Experts and former officials praised Hale’s appointment but were skeptical regarding Murtha’s desire to end the longstanding practice whereby military officials climb the Hill to petition for pet programs.
Dov Zakheim, who was the Pentagon comptroller from 2001 to 2004 and is now a vice president at Booz Allen Hamilton, said that Hale’s experience both at the Pentagon and CBO made him the perfect choice for the comptroller’s job, which often includes defending Defense budgets before Congress.
But he said both lawmakers and military service officials enable the lobbying culture in Congress, and both must be involved in any attempt to change that culture.
“The only reason people do end runs around the Office of the Secretary of Defense is because they have people on the Hill listening to them,” Zakheim said. “Murtha’s idea is good, but he’s got to enforce it on his side of Pennsylvania Avenue.”
Karen Dahut, also a Booz Allen vice president who has worked extensively with Hale, said the comptroller could advise the services but probably couldn’t force them to stop working with lawmakers directly on areas of mutual interest. “I’m not sure how realistic it is at the end of the day,” she said of Murtha’s statements.
Tough Job Awaits
If confirmed by the Senate, Hale would take over stewardship of a Defense Department budget facing unprecedented challenges in a horrid fiscal environment.
Hale’s immediate task would be to help craft the administration’s Defense budget request for fiscal 2010. Although the request is traditionally released on the first Monday in February, observers expect a delay of one to three months to allow the new president’s priorities to be factored into the document.
The fiscal 2010 budget request will chart the way forward for several large military procurement programs, including the F-22 fighter, the C-17 airlifter, the Navy’s DDG-1000 destroyer and the ballistic missile defense programs.
The next budget will also have to contend with the ever-rising costs of military personnel obligations and entitlements such as health care, which have spiraled upward at the same time the Army and Marine Corps have expanded their ranks.
Defense Secretary Robert M. Gates “has some issues that he punted, he thought, to the next secretary, but he’s going to have to be the recipient of those kicks,” said Pentagon spokesman Geoff Morrell.
An internally prepared document by the Joint Chiefs of Staff pegs the fiscal 2010 Defense budget at $584 billion, an increase of about $57 billion over previous Bush administration proposals.
But the White House’s Office of Management and Budget never scrubbed that document, and former budget officials say it represents an unrealistic wish list and not an honest trade-off of priorities that reflects financial realities.

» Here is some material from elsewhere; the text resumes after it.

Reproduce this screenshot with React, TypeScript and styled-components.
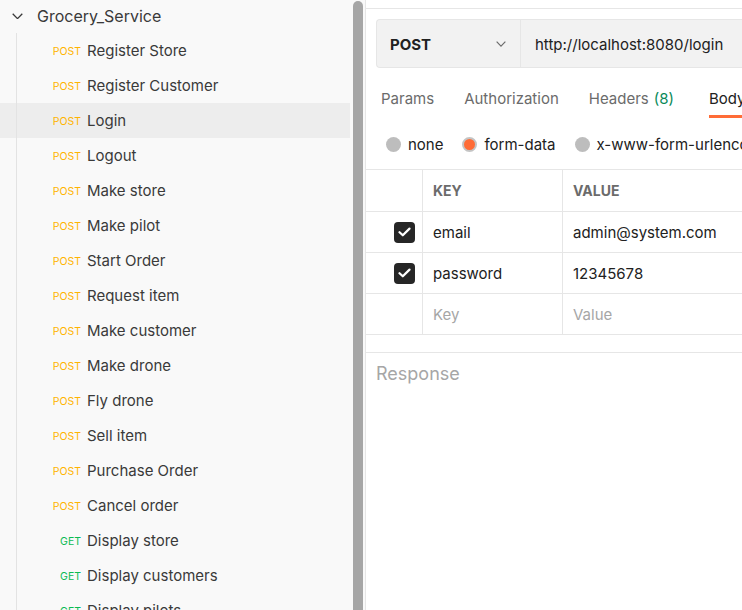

Other challenges Hale will face include the ongoing effort to modernize the department’s financial management and accounting systems. The department has never been able to complete a full financial audit.




Comments
The Comptroller should not be the funnel for programs, it should be the Director of Programs, Plans and Analysis. The Comptroller should be focused on fiscal accountability something that according to the GAO is a total failure. The programs that are required to fund the Department staying within budgetary constraints and then submitted to the Congress is not an appropriate role of the Comptroller. The Comptroller should be focused on ensuring that the money requested fits with the budget guidance and then that spending conforms to the direction of the Congress. The Comptroller has failed to appropriately account for the funding that has been provided and fixing that is essential. Further enhancing the role of the Comptroller to add a role when he/ she has failed to perform their basic function is not advisable.